My personal opinion is that:

Japan is in the toilet, and will remain there, in spite of speculators and governments to prop it up.... until they learn that "life-time employment" is not guaranteed, plus their tax system seems to be all screwed up... not to mention that banks and insurance companies seem to be in the hole... But I really do not know Japan, nor Asia that well...

Europe... well, the EURO is doomed from day one. Too many differences, not only in their economies, but in their characters, they will never function as a "single" economy. Besides, too much welfare.

Latin America, We are too corrupt, however we are more homogeneous than Europe, (at least we have the same language, (except Brazil, where they speak Portuguese).... Dolarizing the sub-continent could bring discipline to the Politicos... but the expert say, it is not that easy....

So in short, I say, liquidity will increase for both the US Dollar, and equities market, as all these people will find the US Dollar and market more attractive, companies in the US based in their discipline and technology will continue to thrive, and expanding their markets globally....

As for day trading.... I think that I am preaching to the preacher himself, so no, I do not have a good tip... sorry.

I hope this clarifies a little more about the fire, kindling, oxygen supply and the rest of the earlier gibberish... sorry for taking so long to respond... I went to eat a delicious Salmon with a great California Chardonnay... (1996 Cuvée Sauvage), named after the wild yeast they use (as opposed to a commercial yeast)... fermented unfiltered (I believe such is called "sur lie" --sorry, Yo no hablo Francés, so I may be mistaken).

Salúd.



To: Sarmad Y. Hermiz who wrote (66114)7/3/1999 6:11:00 PM
From: GST  Read Replies (3) | Respond to of 164684
 
Sarmad -- I promised you an explanation for the net-yield connection. There are two points -- nets are 'positional' and the nets are 'growth stocks'. They are the MOST interest rate sensitive stocks in the market today.

Here is the explanation:

1) A very liquid market eventually runs out of places to put money. Excess money (money that cannot find productive uses) searches for 'speculative' investments because credit is cheap and these assets can be run up in price just by taking easy credit and pumping it into the asset -- I sometimes call them positional because some classes of assets are much more given to speculation. Gold or fine art or real estate can all be good candidates for speculation -- but they have not been the object of choice in this market. Eventually, higher interest rates cool this speculation partly because it becomes harder to borrow money at rates cheap enough to keep the party going and partly because the money lenders sense the risks of a collapse in asset prices and raise the spreads for added risk -- the punchbowl thing. This time around, the party has been in the net stocks -- although it may be spilling into real estate now as well in some locales.

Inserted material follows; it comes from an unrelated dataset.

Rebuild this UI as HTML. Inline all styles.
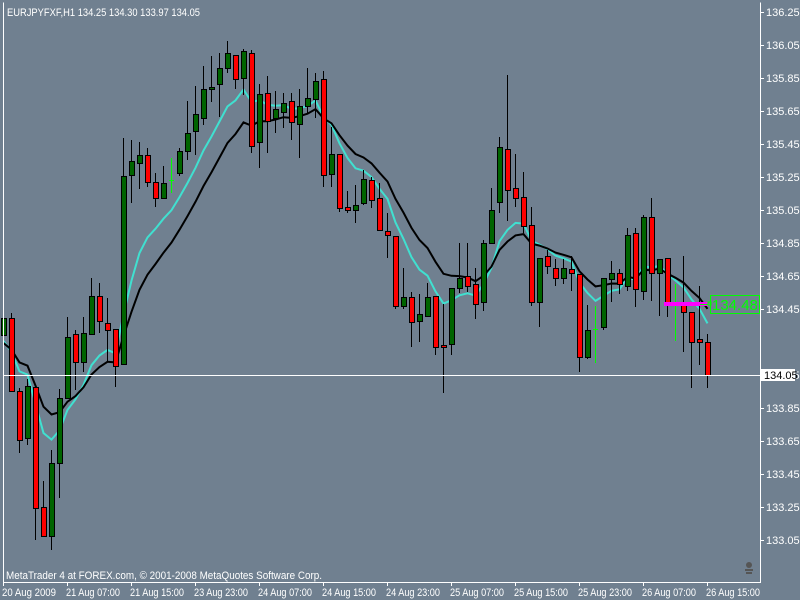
<!DOCTYPE html>
<html><head><meta charset="utf-8"><style>
html,body{margin:0;padding:0;width:800px;height:600px;overflow:hidden;background:#708090}
svg{display:block}
text{font-family:"Liberation Sans",sans-serif;font-size:11px;fill:#fff}
</style></head><body>
<svg id="s" width="800" height="600" xmlns="http://www.w3.org/2000/svg">
<rect width="800" height="600" fill="#708090"/>
<g id="ma"></g>
<g id="c"></g>
<line x1="3" y1="375.5" x2="760" y2="375.5" stroke="#fff" stroke-width="1"/>
<path d="M3.5 2.5V582.5H760.5V2.5" fill="none" stroke="#fff" stroke-width="1"/>
<g id="ax"></g>
<text x="7" y="16" textLength="193" lengthAdjust="spacingAndGlyphs">EURJPYFXF,H1  134.25 134.30 133.97 134.05</text>
<text x="6" y="579" textLength="316" lengthAdjust="spacingAndGlyphs">MetaTrader 4 at FOREX.com, © 2001-2008 MetaQuotes Software Corp.</text>
<rect x="664" y="302" width="44" height="4" fill="#f0f"/>
<line x1="700" y1="304.5" x2="708" y2="304.5" stroke="#0f0"/>
<rect x="708" y="302" width="3" height="3" fill="none" stroke="#0f0"/>
<rect x="710.5" y="295.5" width="49" height="18" fill="none" stroke="#0f0"/>
<text x="712" y="310" style="font-size:15px;fill:#0f0">134.48</text>
<rect x="761" y="369" width="34" height="12" fill="#fff"/>
<text x="764" y="379" style="fill:#000">134.05</text>
<g fill="#555"><circle cx="749" cy="565" r="3"/><rect x="745" y="569" width="8" height="2"/><rect x="746" y="572" width="6" height="2"/></g>
</svg>
<script>
var D=[
['G',318,335,293,340],['R',318,391,313,391],['R',391,440,388,453],['G',386,438,379,445],['R',387,508,387,540],['R',507,536,481,536],['G',463,536,450,550],['G',398,463,389,498],['G',337,398,317,398],['R',334,362,330,390],
['G',333,362,317,372],['G',296,334,278,334],['R',296,321,283,333],['R',323,330,298,362],['R',329,366,329,387],['G',176,364,138,364],['G',161,175,140,203],['G',155,163,142,189],['R',155,182,148,187],['R',182,198,173,207],
['G',183,198,166,198],['D',180,180,158,193],['G',151,173,148,176],['G',133,151,101,160],['G',114,131,86,155],['G',89,118,66,125],['G',87,89,56,102],['G',68,84,53,117],['G',53,68,41,73],['R',55,79,55,89],
['G',51,78,49,95],['R',53,146,50,153],['G',94,142,84,168],['R',93,121,76,153],['G',109,118,91,133],['G',103,112,93,128],['R',101,122,93,140],['G',106,124,89,158],['G',98,106,68,114],['G',81,99,73,118],
['R',79,175,71,187],['G',154,174,127,187],['R',154,208,154,212],['R',207,210,191,213],['G',205,210,185,223],['G',179,203,170,205],['R',180,200,177,208],['R',198,230,183,231],['R',231,235,213,258],['R',236,306,236,309],
['G',297,306,268,309],['R',297,322,292,347],['G',314,321,294,342],['G',297,316,283,317],['R',296,347,296,355],['R',345,347,304,393],['G',288,344,288,355],['G',278,288,243,293],['R',276,286,243,292],['R',284,304,268,319],
['G',243,302,240,311],['G',210,243,188,243],['G',147,202,137,213],['R',149,190,75,221],['R',188,198,154,207],['R',197,226,172,233],['R',225,302,207,306],['G',258,302,258,327],['R',256,266,250,274],['R',268,278,259,286],
['G',268,278,259,284],['R',269,273,256,291],['R',274,357,274,372],['G',330,357,305,359],['D',329,329,306,363],['G',278,327,278,330],['G',273,279,261,302],['R',273,284,269,294],['G',235,286,228,291],['R',233,289,228,307],
['G',217,291,215,300],['R',217,273,198,301],['G',259,273,259,316],['R',258,304,258,317],['D',303,303,284,341],['R',304,312,256,352],['R',312,342,312,388],['R',339,342,286,365],['R',342,375,334,388]];
var c=document.getElementById('c'),h='';
var cy=[],bk=[],e1=341,e2=343;
D.forEach(function(d,k){
 var x=3+8*k;
 var close=d[0]=='G'?d[1]:d[2];
 if(d[0]=='D'){
  h+='<line x1="'+(x+.5)+'" y1="'+d[3]+'" x2="'+(x+.5)+'" y2="'+d[4]+'" stroke="#0f0"/><line x1="'+(x-2)+'" y1="'+(d[1]+.5)+'" x2="'+(x+3)+'" y2="'+(d[1]+.5)+'" stroke="#0f0"/>';
 }else{
  h+='<line x1="'+(x+.5)+'" y1="'+d[3]+'" x2="'+(x+.5)+'" y2="'+d[4]+'" stroke="#000"/>';
  h+='<rect x="'+(x-1.5)+'" y="'+(d[1]+.5)+'" width="5" height="'+Math.max(2,d[2]-d[1])+'" fill="'+(d[0]=='G'?'#006400':'#f00')+'" stroke="#000"/>';
 }
 if(k>0){e1=e1+0.22*(close-e1);e2=e2+0.14*(close-e2);}
 cy.push((x+.5)+','+e1.toFixed(1));bk.push((x+.5)+','+e2.toFixed(1));
});
c.innerHTML=h;
document.getElementById('ma').innerHTML='<polyline points="'+cy.join(' ')+'" fill="none" stroke="#40e0d0" stroke-width="2"/><polyline points="'+bk.join(' ')+'" fill="none" stroke="#000" stroke-width="2"/>';
var a='',p=136.25;
for(var i=0;i<17;i++){var y=12+33*i;if(i!=10){a+='<line x1="760" y1="'+(y+.5)+'" x2="764" y2="'+(y+.5)+'" stroke="#fff"/><text x="766" y="'+(y+4)+'">'+(p-0.2*i).toFixed(2)+'</text>';}}
var L=['20 Aug 2009','21 Aug 07:00','21 Aug 15:00','23 Aug 23:00','24 Aug 07:00','24 Aug 15:00','24 Aug 23:00','25 Aug 07:00','25 Aug 15:00','25 Aug 23:00','26 Aug 07:00','26 Aug 15:00'];
L.forEach(function(t,i){var x=3+64*i;a+='<line x1="'+(x+.5)+'" y1="582" x2="'+(x+.5)+'" y2="586" stroke="#fff"/><text x="'+(x-1)+'" y="596" textLength="54" lengthAdjust="spacingAndGlyphs">'+t+'</text>';});
document.getElementById('ax').innerHTML=a;
</script>
</body></html>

2) High multiple 'growth' stocks are the second type of asset that gets clobbered. You know the ones I mean -- the ones we pay unbelievable multiples for beacuse of their superior future profit potential. The valuation of all financial assets requires some 'discount' rate to calculate the present value of anticipated earnings. Companies with high current profits but low growth rates are not affected much by changes in the discount rate ('risk free' interest rates) because you will get your profits soon. Companies whose profits are still some distance in the future -- if they come at all, laugh, laugh -- get hit very hard as the 'discount' rate goes up.

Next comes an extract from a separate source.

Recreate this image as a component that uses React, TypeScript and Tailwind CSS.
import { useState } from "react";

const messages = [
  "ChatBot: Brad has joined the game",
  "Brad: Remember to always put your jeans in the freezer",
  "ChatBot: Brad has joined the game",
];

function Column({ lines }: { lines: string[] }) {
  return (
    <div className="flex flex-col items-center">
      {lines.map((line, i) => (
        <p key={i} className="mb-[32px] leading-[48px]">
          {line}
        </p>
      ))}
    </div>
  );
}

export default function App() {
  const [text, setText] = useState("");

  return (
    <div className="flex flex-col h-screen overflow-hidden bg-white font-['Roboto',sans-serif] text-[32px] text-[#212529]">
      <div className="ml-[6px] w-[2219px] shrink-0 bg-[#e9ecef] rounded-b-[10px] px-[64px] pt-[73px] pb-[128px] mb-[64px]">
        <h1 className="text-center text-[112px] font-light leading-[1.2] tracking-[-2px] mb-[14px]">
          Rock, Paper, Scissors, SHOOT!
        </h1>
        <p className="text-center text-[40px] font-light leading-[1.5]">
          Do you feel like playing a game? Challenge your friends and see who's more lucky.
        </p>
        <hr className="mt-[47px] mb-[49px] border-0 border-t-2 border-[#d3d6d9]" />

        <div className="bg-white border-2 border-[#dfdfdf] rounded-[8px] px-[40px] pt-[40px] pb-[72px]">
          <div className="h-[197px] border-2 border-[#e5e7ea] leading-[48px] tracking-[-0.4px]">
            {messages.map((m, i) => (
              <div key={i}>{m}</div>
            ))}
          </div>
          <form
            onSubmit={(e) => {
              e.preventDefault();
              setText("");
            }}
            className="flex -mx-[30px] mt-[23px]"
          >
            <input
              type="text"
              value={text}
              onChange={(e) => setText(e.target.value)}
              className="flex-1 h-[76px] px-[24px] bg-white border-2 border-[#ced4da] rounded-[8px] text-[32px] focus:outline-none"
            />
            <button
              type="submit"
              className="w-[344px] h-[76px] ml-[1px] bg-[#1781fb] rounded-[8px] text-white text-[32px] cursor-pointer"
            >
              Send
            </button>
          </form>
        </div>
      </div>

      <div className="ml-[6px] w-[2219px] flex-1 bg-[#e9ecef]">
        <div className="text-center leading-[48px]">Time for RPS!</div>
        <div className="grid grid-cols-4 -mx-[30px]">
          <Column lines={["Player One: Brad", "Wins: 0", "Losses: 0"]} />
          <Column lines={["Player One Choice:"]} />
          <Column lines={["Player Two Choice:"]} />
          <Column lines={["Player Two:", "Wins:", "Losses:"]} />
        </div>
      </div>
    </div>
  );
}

So there it is -- nets are positional growth stocks -- a double whammy -- and they will roller coaster along with significant changes in the direction of the currency-rates-liquidity environment.

BTW -- you think three quarter point moves in rates isn't much? LOL -- We had long bond rates at what, less than five percent a few months back. A bond at 6.5% is almost thirty percent higher!!!!! Where is the repricing? You have been watching it in the nets -- and it ain't over.